We simply store the loop length of every number less than 1,000,000 and count the number of starting points which loop with exactly 60 terms. We can do this somewhat dynamically, because once a loop is terminated, all numbers within the loop must have the same loop length. Here is an implementation of this approach in Python 2.7:

 '''
 Author: Walker Kroubalkian
 Brute Force Approach to Project Euler Problem #74
 '''
 
 import time
 
 def digitFactorial(n):
     factorials = [1,1,2,6,24,120,720,5040,40320,362880]
     total = 0
     for x in str(n):
         total+=factorials[int(x)]
     return total
 
 def projectEulerProblemSeventyFour(n,v):
     loops = [-1]*(n)
     loops[0] = 0
     loops[1] = 1
     for x in range(2,n):
         if(loops[x]==-1):
             temp = x
             found = []
             alreadyDone = False
             loopLength = -1
             while(temp not in found):
                 if(temp<n and loops[temp]!=-1):
                     loopLength = loops[temp]
                     alreadyDone = True
                     loops[x] = len(found)+loopLength
                     break
                 found.append(temp)
                 temp = digitFactorial(temp)
             if not alreadyDone:
                 myIndex = found.index(temp)
                 loopLength = len(found)-myIndex
                 for a in range(myIndex,len(found)):
                     loops[found[a]] = loopLength
                 loops[x] = len(found)
     total = 0
     for a in loops:
         if a == v:
             total+=1
     return total
 
 start = time.time()
 print projectEulerProblemSeventyFour(1000000, 60)
 print ("--- %s seconds ---" % (time.time()-start))
 
 '''
 Prints

 402
 --- 3.78305602074 seconds ---
 
 for input of n = 1000000, v = 60.
 '''

That took over 3.7 seconds to run.

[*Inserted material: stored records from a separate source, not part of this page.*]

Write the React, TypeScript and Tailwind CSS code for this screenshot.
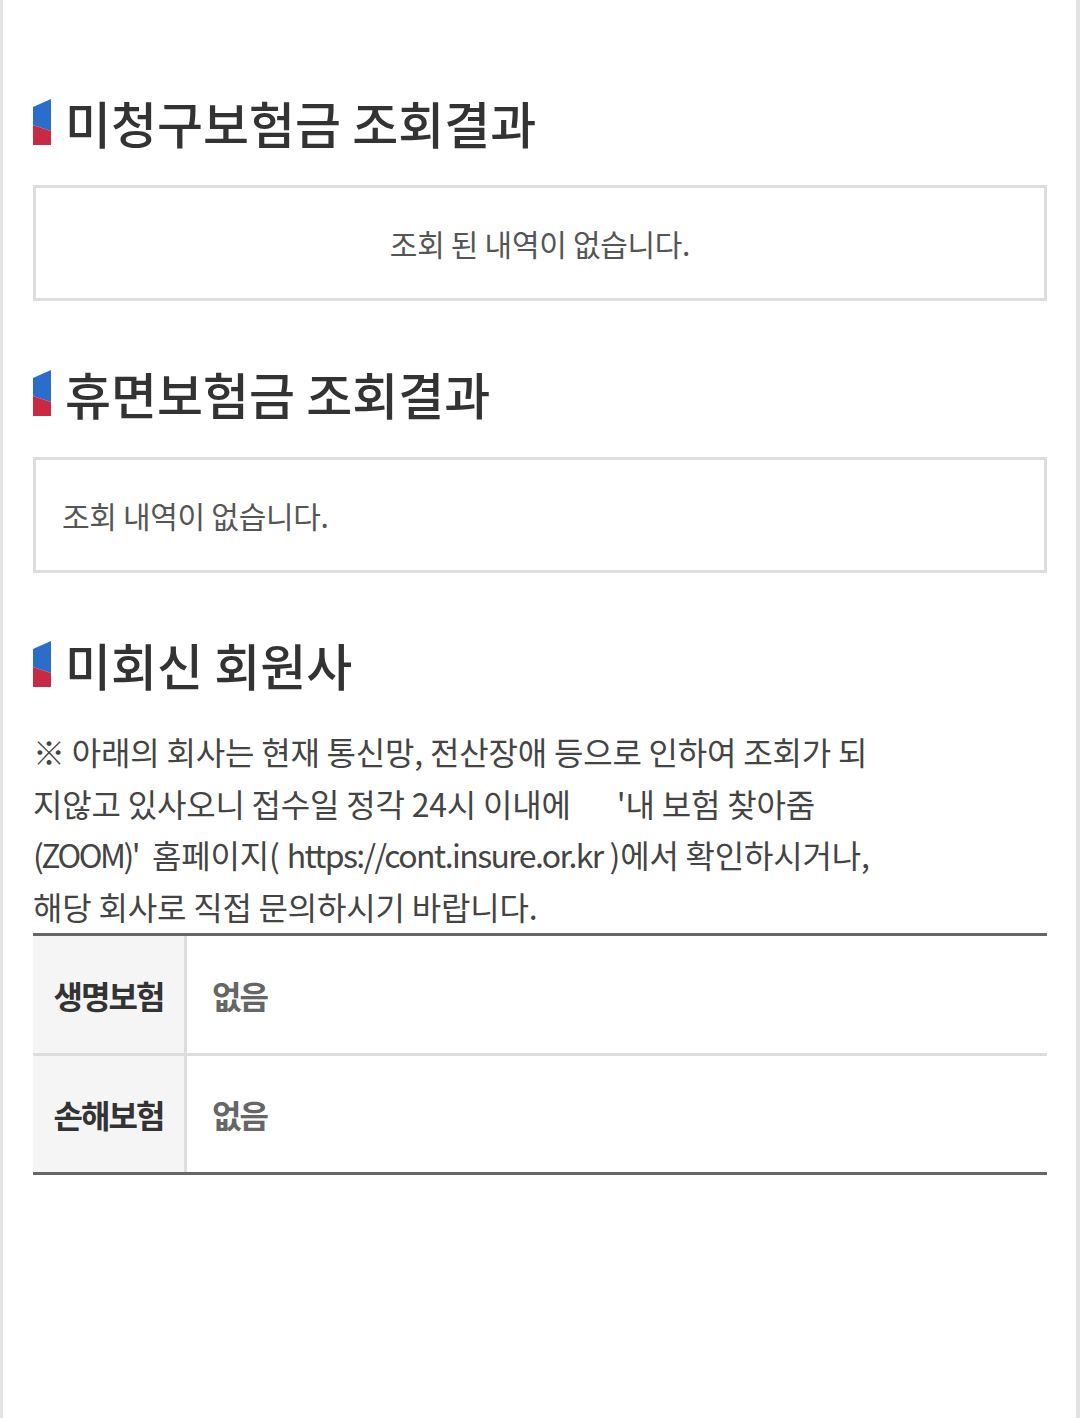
import React from "react";

const font = { fontFamily: '"Noto Sans CJK KR", "Noto Sans", sans-serif' };

function TitleMark() {
  return (
    <svg width="18" height="46" viewBox="0 0 18 46" className="shrink-0">
      <polygon points="0,8 18,0 18,32 0,26" fill="#2b6dcb" />
      <polygon points="0,26 18,32 18,46 0,46" fill="#c72a42" />
    </svg>
  );
}

function SectionTitle({ children }: { children: React.ReactNode }) {
  return (
    <h2 className="flex items-center gap-[14px] h-[60px]">
      <TitleMark />
      <span className="text-[50px] font-medium text-[#333] leading-[60px] whitespace-pre">
        {children}
      </span>
    </h2>
  );
}

export default function App() {
  return (
    <div
      style={font}
      className="min-h-[1418px] bg-white border-l-[3px] border-r-[4px] border-[#e2e2e2] pl-[30px] pr-[29px] pt-[92px]"
    >
      {/* 미청구보험금 */}
      <SectionTitle>미청구보험금 조회결과</SectionTitle>
      <div className="mt-[33px] h-[116px] border-[3px] border-[#dddddd] flex items-center justify-center">
        <p className="text-[30px] tracking-[-0.3px] text-[#555]">조회 된 내역이 없습니다.</p>
      </div>

      {/* 휴면보험금 */}
      <div className="mt-[62px]">
        <SectionTitle>휴면보험금 조회결과</SectionTitle>
      </div>
      <div className="mt-[34px] h-[116px] border-[3px] border-[#dddddd] flex items-center pl-[26px]">
        <p className="text-[30px] tracking-[-0.3px] text-[#555]">조회 내역이 없습니다.</p>
      </div>

      {/* 미회신 회원사 */}
      <div className="mt-[61px]">
        <SectionTitle>미회신 회원사</SectionTitle>
      </div>
      <p className="mt-[32px] text-[32px] tracking-[-0.2px] leading-[51.5px] text-[#444]">
        ※ 아래의 회사는 현재 통신망, 전산장애 등으로 인하여 조회가 되
        <br />
        지않고 있사오니 접수일 정각 24시 이내에
        <span className="inline-block w-[46px]" />
        '내 보험 찾아줌
        <br />
        <span className="tracking-[-2.5px]">(ZOOM)'</span>
        <span className="inline-block w-[14px]" />
        홈페이지({" "}
        <span className="tracking-[-1.6px]">https://cont.insure.or.kr</span> )에서 확인하시거나,
        <br />
        해당 회사로 직접 문의하시기 바랍니다.
      </p>

      <div className="mt-[1px] border-y-[3px] border-[#666]">
        {[
          { label: "생명보험", value: "없음" },
          { label: "손해보험", value: "없음" },
        ].map((row, i) => (
          <div
            key={row.label}
            className={`flex ${i > 0 ? "h-[119px] border-t-[3px] border-[#dddddd]" : "h-[117px]"}`}
          >
            <div className="w-[154px] shrink-0 bg-[#f5f5f5] border-r-[3px] border-[#dddddd] flex items-center justify-center">
              <span className="text-[32px] font-bold tracking-[-2px] text-[#333]">{row.label}</span>
            </div>
            <div className="flex items-center pl-[25px]">
              <span className="text-[32px] font-bold tracking-[-2px] text-[#666]">{row.value}</span>
            </div>
          </div>
        ))}
      </div>
    </div>
  );
}
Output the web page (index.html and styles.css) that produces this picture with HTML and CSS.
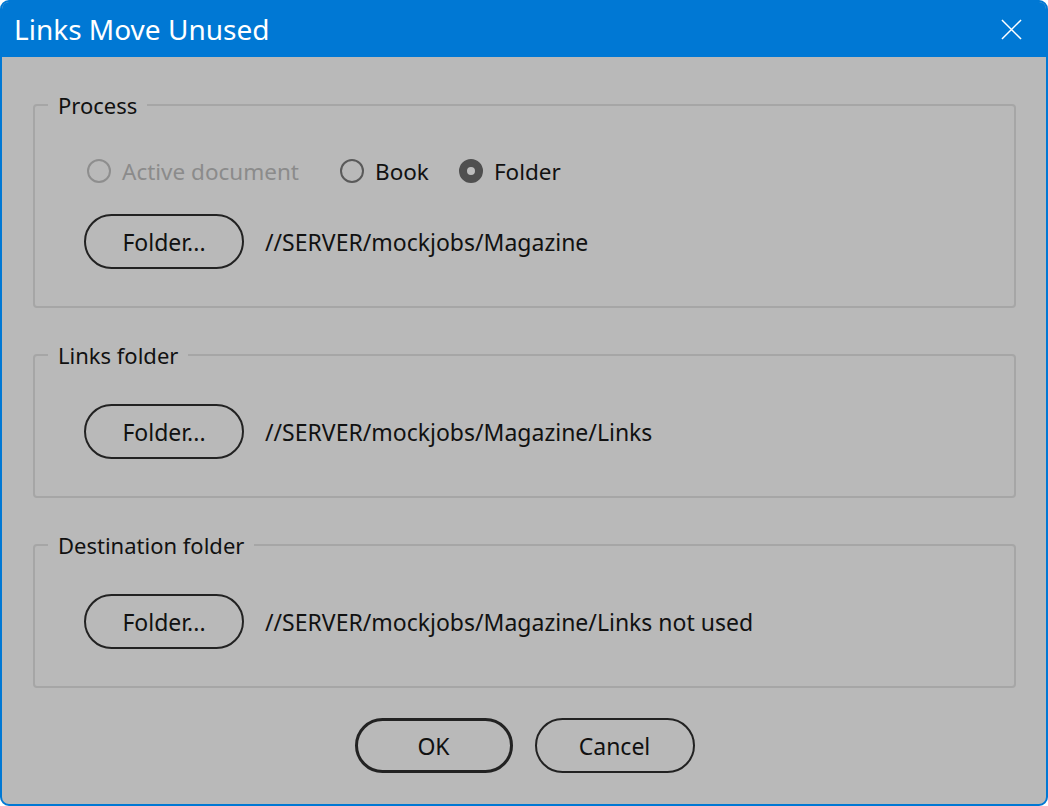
FILE: index.html
```html
<!DOCTYPE html>
<html>
<head>
	<link rel="stylesheet" href="styles.css">
</head>
<body>
	<div class="window">
		<div class="titleBar">
			<span class="title">Links Move Unused</span>
			<svg class="close" width="22" height="22" viewBox="0 0 22 22">
				<path d="M1 1 L21 21 M21 1 L1 21" stroke="#fff" stroke-width="1.6" fill="none"/>
			</svg>
		</div>

		<div class="content">
			<fieldset class="group groupProcess">
				<legend>Process</legend>
				<div class="radioRow">
					<label class="radio disabled"><span class="dot"></span>Active document</label>
					<label class="radio"><span class="dot"></span>Book</label>
					<label class="radio checked"><span class="dot"></span>Folder</label>
				</div>
				<div class="folderRow">
					<button class="btn">Folder...</button>
					<span class="path">//SERVER/mockjobs/Magazine</span>
				</div>
			</fieldset>

			<fieldset class="group">
				<legend>Links folder</legend>
				<div class="folderRow">
					<button class="btn">Folder...</button>
					<span class="path">//SERVER/mockjobs/Magazine/Links</span>
				</div>
			</fieldset>

			<fieldset class="group">
				<legend>Destination folder</legend>
				<div class="folderRow">
					<button class="btn">Folder...</button>
					<span class="path">//SERVER/mockjobs/Magazine/Links not used</span>
				</div>
			</fieldset>

			<div class="actions">
				<button class="btn default">OK</button>
				<button class="btn">Cancel</button>
			</div>
		</div>
	</div>
</body>
</html>
```

FILE: styles.css
```css
* {
	box-sizing: border-box;
}

body {
	margin: 0;
	background: #fff;
	font-family: "Noto Sans", "Open Sans", sans-serif;
	color: #111;
}

.window {
	width: 1048px;
	height: 806px;
	border: 2px solid #0078d4;
	border-radius: 9px;
	background: #b9b9b9;
	overflow: hidden;
}

.titleBar {
	height: 55px;
	background: #0078d4;
	display: flex;
	align-items: center;
	justify-content: space-between;
	padding: 0 24px 0 12px;
}

.title {
	color: #fff;
	font-size: 28px;
	margin-top: -1px;
}

.close {
	width: 21px;
	height: 21px;
}

.content {
	padding: 36px 30px 0 31px;
}

.group {
	margin: 0 0 35px 0;
	padding: 0 0 37px 0;
	border: 2px solid #a6a6a6;
	border-radius: 4px;
	min-width: 0;
}

.group legend {
	margin-left: 13px;
	padding: 0 10px;
	font-size: 22px;
	line-height: 24px;
}

.radioRow {
	display: flex;
	align-items: center;
	margin: 41px 0 0 49px;
	height: 26px;
}

.radio {
	display: flex;
	align-items: center;
	font-size: 22.5px;
	color: #111;
	margin-right: 38px;
}

.radio:nth-child(2) {
	margin-right: 27px;
}

.radio .dot {
	width: 24px;
	height: 24px;
	border: 2px solid #5a5a5a;
	border-radius: 50%;
	margin-right: 11px;
	margin-left: 3px;
}

.radio.disabled {
	color: #8b8b8b;
}

.radio.disabled .dot {
	border-color: #8e8e8e;
}

.radio.checked .dot {
	border: 8px solid #4f4f4f;
	background: #bdbdbd;
}

.folderRow {
	display: flex;
	align-items: center;
	margin: 37px 0 0 49px;
}

.groupProcess .folderRow {
	margin-top: 30px;
}

.btn {
	width: 160px;
	height: 55px;
	border: 2px solid #222;
	border-radius: 28px;
	background: transparent;
	font-family: "Noto Sans", "Open Sans", sans-serif;
	font-size: 23px;
	color: #111;
	padding: 0;
}

.btn.default {
	border-width: 3px;
	width: 158px;
}

.path {
	margin-left: 21px;
	font-size: 23px;
}

.actions {
	display: flex;
	justify-content: center;
	gap: 22px;
	margin-top: -5px;
}
```
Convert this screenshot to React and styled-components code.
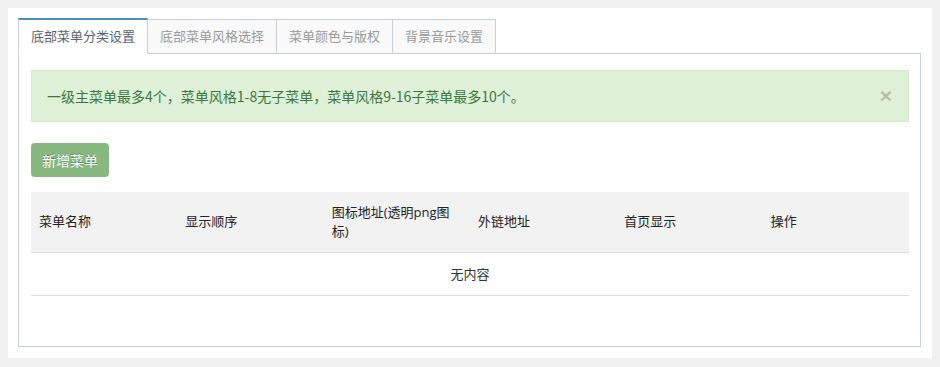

There must be a more efficient implementation of this solution. I may come back to this problem eventually to look for a faster solution.

Thanks for reading! See you tomorrow.

Project Euler Problem #73

Problem #73 concerns Farey Sequences. The problem reads:

Project Euler Problem 73: Counting fractions in a range
Consider the fraction, n/d, where n and d are positive integers. If n<d and HCF(n,d)=1, it is called a reduced proper fraction.
If we list the set of reduced proper fractions for d ≤ 8 in ascending order of size, we get:
1/8, 1/7, 1/6, 1/5, 1/4, 2/7, 1/3, 3/8, 2/5, 3/7, 1/2, 4/7, 3/5, 5/8, 2/3, 5/7, 3/4, 4/5, 5/6, 6/7, 7/8
It can be seen that there are 3 fractions between 1/3 and 1/2.
How many fractions lie between 1/3 and 1/2 in the sorted set of reduced proper fractions for d ≤ 12,000?

My solution to this problem is quite bad. Here is my solution:

Solution #1: Brute Force Approach

It is easy to estimate that the number of fractions with denominator d in this range is roughly phi(d)/6. However, determining the exact value requires some messy casework that I would rather avoid. Thus, I opted to use brute force on this problem. I simply iterated through all of the possible denominators less than or equal to 12,000, and then I iterated through all of the numerators within the range for each possible denominator. I used the Euclidean Algorithm to count the number of numerators which were relatively prime to the denominator. Here is an implementation of this approach in Python 2.7:

 '''
 Author: Walker Kroubalkian
 Euclidean Algorithm Approach to Project Euler Problem #73
 '''
 
 import time
 
 def gcd(a,b):
     if(min(a,b)==0):
         return max(a,b)
     if(a>b):
         return gcd(b,a%b)
     return gcd(a,b%a)
 
 def projectEulerProblemSeventyThree(n):
     total = 0
     for x in range(2,n+1):
         c = int(x/3)
         while(c*3<=x):
             c+=1
         while(c*2<x):
             if(gcd(c,x)==1):
                 total+=1
             c+=1
     return total
 
 start = time.time()
 print projectEulerProblemSeventyThree(12000)
 print ("--- %s seconds ---" % (time.time()-start))
 
 '''
 Prints
 
 7295372
 --- 20.5218679905 seconds ---
 
 for input of n = 12000.
 '''

And with that, we’re done. This solution took over 20 seconds to run. It could probably be greatly optimized by calculating the totient of each value and then using some casework depending on if the divisor is divisible by 2 or 3 or both. I may come back to implement this more efficient solution at some point.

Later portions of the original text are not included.